I am determined today to stick to my points, exercise and drink my water. I am a little over points at the moment to where I intended to be by 10 am but I have a plan to stay within points by the end of the day. I don't expect to lose weight this week (weigh day = Wednesday) but if I can stay within points today and tomorrow, it is going to give me a head start for next week.

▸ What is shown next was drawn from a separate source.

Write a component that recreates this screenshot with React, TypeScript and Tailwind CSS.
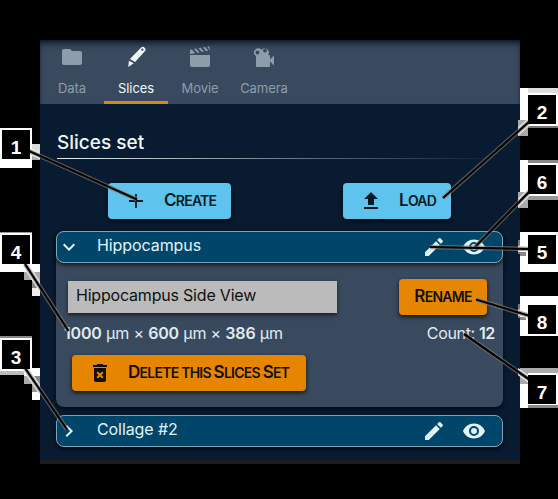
import React from "react";

const paths = {
  folder: "M10 4H4c-1.11 0-2 .89-2 2v12c0 1.1.9 2 2 2h16c1.1 0 2-.9 2-2V8c0-1.11-.9-2-2-2h-8l-2-2z",
  plus: "M19 12.9h-6.100V19h-1.800v-6.100H5v-1.800h6.100V5h1.800v6.100H19z",
  upload: "M9 16v-6H5l7-7 7 7h-4v6H9m-4 4v-2h14v2H5z",
  pencil: "M20.71 7.04c.39-.39.39-1.04 0-1.41l-2.34-2.34c-.37-.39-1.02-.39-1.41 0l-1.84 1.83 3.75 3.75M3 17.25V21h3.75L17.81 9.93l-3.75-3.75L3 17.25z",
  eye: "M12 9a3 3 0 0 0-3 3 3 3 0 0 0 3 3 3 3 0 0 0 3-3 3 3 0 0 0-3-3m0 8a5 5 0 0 1-5-5 5 5 0 0 1 5-5 5 5 0 0 1 5 5 5 5 0 0 1-5 5m0-12.5C7 4.500 2.730 7.610 1 12c1.730 4.390 6 7.500 11 7.500s9.270-3.110 11-7.500c-1.730-4.390-6-7.500-11-7.500z",
  down: "M7.41 8.58L12 13.17l4.59-4.59L18 10l-6 6-6-6 1.41-1.42z",
  right: "M8.59 16.58L13.17 12 8.59 7.41 10 6l6 6-6 6-1.41-1.42z",
  trash: "M6 19a2 2 0 0 0 2 2h8a2 2 0 0 0 2-2V7H6v12M8.460 11.880l1.410-1.410L12 12.590l2.120-2.120 1.410 1.410L13.410 14l2.120 2.120-1.410 1.410L12 15.410l-2.120 2.120-1.410-1.410L10.590 14l-2.130-2.120M15.500 4l-1-1h-5l-1 1H5v2h14V4h-3.500z",
  movie: "M2 10h20v10a2 2 0 0 1-2 2H4a2 2 0 0 1-2-2zM2 4.700L3.800 4.400 7.200 8.200 2 9.100zM6.100 4l2.100-.4 3.300 3.800-2.100.4zM10.500 3.200l2.100-.4 3.300 3.800-2.100.4zM14.900 2.400l2.100-.4 3.300 3.800-2.100.4zM19.200 1.700l2-.4.8 4.100z",
  camera: "M18 14.500V11a1 1 0 0 0-1-1h-1a4 4 0 1 0-6.500-5.200A4 4 0 1 0 3 10.500h1V21a1 1 0 0 0 1 1h12a1 1 0 0 0 1-1v-4.500l4 4v-10zM13 3.500a2 2 0 1 1 0 4 2 2 0 0 1 0-4M5.500 5.500a2 2 0 1 1 0 4 2 2 0 0 1 0-4",
};

function Icon({ name, className = "size-6" }: { name: keyof typeof paths; className?: string }) {
  return (
    <svg viewBox="0 0 24 24" fill="currentColor" fillRule="evenodd" className={"shrink-0 " + className}>
      <path d={paths[name]} />
    </svg>
  );
}

function Scalpel() {
  return (
    <svg viewBox="0 0 24 24" fill="currentColor" fillRule="evenodd" className="size-6">
      <path d="M4.300 21.900l.6-6.200 4.900 2.500zM5.900 14L17 2.800a2.500 2.500 0 0 1 3.600 0 2.600 2.600 0 0 1 0 3.800L11.100 17zM18.300 3.500a1.100 1.100 0 1 0 .1 0" />
    </svg>
  );
}

// Capitalised words set with reduced-height capitals.
function Caps({ text }: { text: string }) {
  return (
    <span className="block pb-[2px] text-sm leading-5 font-semibold tracking-[-0.75px] whitespace-nowrap">
      {text.split(" ").map((w, i) => (
        <React.Fragment key={i}>
          {i > 0 && " "}
          {w[0] === w[0].toUpperCase() ? <span className="text-[17px]">{w[0]}</span> : w[0].toUpperCase()}
          {w.slice(1).toUpperCase()}
        </React.Fragment>
      ))}
    </span>
  );
}

function Tab({ label, active, children }: { label: string; active?: boolean; children: React.ReactNode }) {
  return (
    <div className={"flex h-16 w-16 flex-col items-center border-b-3 pt-[5px] " + (active ? "border-[#dc8519] text-[#f0f8fc]" : "border-transparent text-[#8e9dac]")}>
      {children}
      <span className="mt-[9px] text-[13px] leading-5 tracking-[-0.05px]">{label}</span>
    </div>
  );
}

function Row({ label, open }: { label: string; open?: boolean }) {
  return (
    <div className="flex h-8 items-center rounded-lg border border-[#7ba5b9] bg-[#00466a] text-[#e2f3fa] shadow-[0_2px_4px_#000a]">
      <Icon name={open ? "down" : "right"} className="size-6" />
      <span className="-mt-1 ml-4 grow text-base tracking-[-0.08px]">{label}</span>
      <Icon name="pencil" />
      <Icon name="eye" className="mr-4 ml-4 size-6" />
    </div>
  );
}

const lines = [
  [29, 151, 137, 199.5], [25, 264, 68.5, 331], [25, 368, 67, 429.5], [530, 121, 443, 198],
  [530, 191, 475, 247], [530, 249, 430, 247], [530, 316, 476, 299.5], [530, 380, 464, 334],
];

// Callout plates: the outer block, then the stepped shadow pieces beside it.
const plates: [number, number, number, number, string][] = [
  [0, 128, 32, 40, "#fff"], [32, 144, 8, 8, "#ddd"], [32, 152, 8, 8, "#aaa"],
  [0, 232, 32, 40, "#fff"], [0, 232, 32, 1, "#999"], [32, 264, 8, 8, "#fff"], [24, 272, 16, 8, "#aaa"], [32, 280, 8, 8, "#888"], [32, 288, 8, 8, "#eee"],
  [0, 336, 32, 2, "#888"], [0, 338, 32, 33, "#fff"], [0, 371, 24, 4, "#bbb"], [24, 368, 16, 8, "#fff"], [24, 376, 8, 8, "#aaa"], [32, 376, 8, 8, "#888"], [32, 384, 8, 8, "#999"], [32, 392, 8, 8, "#fff"],
  [520, 88, 8, 40, "#fff"], [528, 88, 30, 5, "#ddd"], [528, 93, 30, 33, "#fff"], [528, 126, 30, 2, "#777"], [518, 120, 10, 16, "#aaa"],
  [520, 160, 8, 40, "#fff"], [528, 160, 30, 3, "#888"], [528, 163, 30, 33, "#fff"], [528, 196, 30, 4, "#999"], [518, 192, 10, 16, "#aaa"],
  [520, 232, 38, 40, "#fff"], [518, 240, 2, 14, "#777"], [520, 252, 6, 4, "#888"],
  [520, 296, 38, 40, "#fff"], [518, 304, 2, 14, "#777"], [520, 317, 6, 3, "#888"],
  [520, 368, 38, 5, "#aaa"], [528, 373, 30, 32, "#fff"], [528, 405, 30, 3, "#888"], [520, 373, 8, 11, "#aaa"], [520, 384, 8, 24, "#fff"],
];

const badges = [
  { n: 1, pos: "left-[2px] top-[130px]" }, { n: 4, pos: "left-[2px] top-[235px]" },
  { n: 3, pos: "left-[2px] top-[340px]" }, { n: 2, pos: "left-[528px] top-[95px]" },
  { n: 6, pos: "left-[528px] top-[165px]" }, { n: 5, pos: "left-[528px] top-[235px]" },
  { n: 8, pos: "left-[528px] top-[305px]" }, { n: 7, pos: "left-[528px] top-[375px]" },
];

export default function App() {
  const button = "flex h-9 items-center rounded shadow-[0_2px_4px_#000b]";
  return (
    <div className="relative h-[499px] w-[558px] overflow-hidden bg-black pt-10 font-['Inter',sans-serif]">
      <main className="ml-10 h-[424px] w-[480px] border-b-4 border-[#1c1c1c] bg-[#081b30]">
        <nav className="flex h-16 bg-[#394a5e] shadow-[inset_0_5px_6px_-2px_#071524]">
          <Tab label="Data"><Icon name="folder" /></Tab>
          <Tab label="Slices" active><Scalpel /></Tab>
          <Tab label="Movie"><Icon name="movie" /></Tab>
          <Tab label="Camera"><Icon name="camera" /></Tab>
        </nav>
        <section className="pt-6 pr-[17px] pl-4">
          <h1 className="pl-px text-[19px] leading-[29px] font-medium text-[#edf8fd]">Slices set</h1>
          <div className="mt-px ml-px h-px bg-linear-to-r from-[#e9f1f5] to-[#081b30]" />
          <div className="mt-6 flex justify-between px-[52px]">
            <button className={button + " w-[123px] bg-[#5ec4ed] pl-4 text-[#071b26]"}>
              <Icon name="plus" /><span className="ml-4"><Caps text="Create" /></span>
            </button>
            <button className={button + " w-[108px] bg-[#5ec4ed] pl-4 text-[#071b26]"}>
              <Icon name="upload" /><span className="ml-4"><Caps text="Load" /></span>
            </button>
          </div>
          <div className="mt-3 h-44 rounded-lg bg-[#394a5e] shadow-[0_2px_4px_#000a]">
            <Row label="Hippocampus" open />
            <div className="flex items-center justify-between pt-4 pr-4 pl-3">
              <div className="h-8 w-[269px] bg-[#bbb] pl-2 text-base leading-[29px] tracking-[-0.2px] text-[#111] shadow-[0_2px_4px_#0009]">Hippocampus Side View</div>
              <button className={button + " w-[88px] justify-center bg-[#e68600] text-[#170e00]"}><Caps text="Rename" /></button>
            </div>
            <div className="flex justify-between px-2 pt-1.5 text-base leading-6 tracking-[-0.18px] text-[#e0eaf2]">
              <span className="whitespace-nowrap"><b className="font-semibold">1000</b> µm × <b className="font-semibold">600</b> µm × <b className="font-semibold">386</b> µm</span>
              <span className="tracking-[-0.35px]">Count: <b className="font-semibold">12</b></span>
            </div>
            <button className={button + " mt-2.5 ml-4 w-[234px] bg-[#e68600] pl-4 text-[#170e00]"}>
              <Icon name="trash" /><span className="ml-4"><Caps text="Delete this Slices Set" /></span>
            </button>
          </div>
          <div className="mt-2"><Row label="Collage #2" /></div>
        </section>
      </main>
      <svg className="pointer-events-none absolute inset-0" width="558" height="499">
        {plates.map(([x, y, w, h, c], i) => <rect key={i} x={x} y={y} width={w} height={h} fill={c} />)}
        <clipPath id="margins"><path d="M0 0H40V499H0zM518 0H558V499H518z" /></clipPath>
        {lines.map(([a, b, c, d], i) => (
          <g key={i} stroke="#fff">
            <path d={`M${a} ${b}L${c} ${d}`} strokeWidth="6" clipPath="url(#margins)" />
            <path d={`M${a} ${b}L${c} ${d}`} stroke="#85817b" strokeOpacity=".65" strokeWidth="4.5" />
            <path d={`M${a} ${b}L${c} ${d}`} stroke="#000" strokeWidth="2.2" />
          </g>
        ))}
      </svg>
      {badges.map(({ n, pos }) => (
        <div key={n} className={"absolute flex h-[29px] w-7 items-center justify-center bg-black pt-1.5 font-['Liberation_Sans',sans-serif] text-[19px] leading-none font-bold text-white " + pos}>{n}</div>
      ))}
    </div>
  );
}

I am picking up motivation from the Weight Watchers message boards. This is what other people have done to make them successful:
- get motivated by someone else and keep someone else motivated
- if you fall off, get straight back on
- losing weight isn't a choice - it has to be done
- the whole thing is a hobby not a chore
- personal training
- journal
- determination to get to goal
- wanting it
- take it day by day
- deal with emotional issues head on
- make myself accountable
- actually follow the program
- guilt has no place on the journey
- focus on what a healthier eater would do
- don't let the numbers get you down or hype you up
- staying to the point allowance
I have highlighted the tips above that resonate with me the most in bold.
In the middle of this post, I have just had an emotional phone call from my mother. I asked her a stupid question I guess. She caught up with someone we both know and I asked mum if that person had lost any weight because I knew that person was trying to lose weight. Mum didn't really answer my question but went on and on (in a glorified way) about three other people we know who are my age that have been losing heaps of weight by basically starving themselves. Then she pestered me about things that I should be doing in other areas of my life that I have already done but I have just done them in different ways to how she would have done them. This conversation made me want to run from the phone and cry. When I type out the issues here - they seem quite stupid really. If I was reading this from someone else, I probably would not be able to understand why they are upset. Yet, this sort of interaction with my mother upsets me. Now, to overcome these feelings, I am going to ignore her negativity, focus on my goals for today of staying to points, exercising and drinking water and getting some work done and the house tidy....and, breathe :).
I am going to get to goal eventually.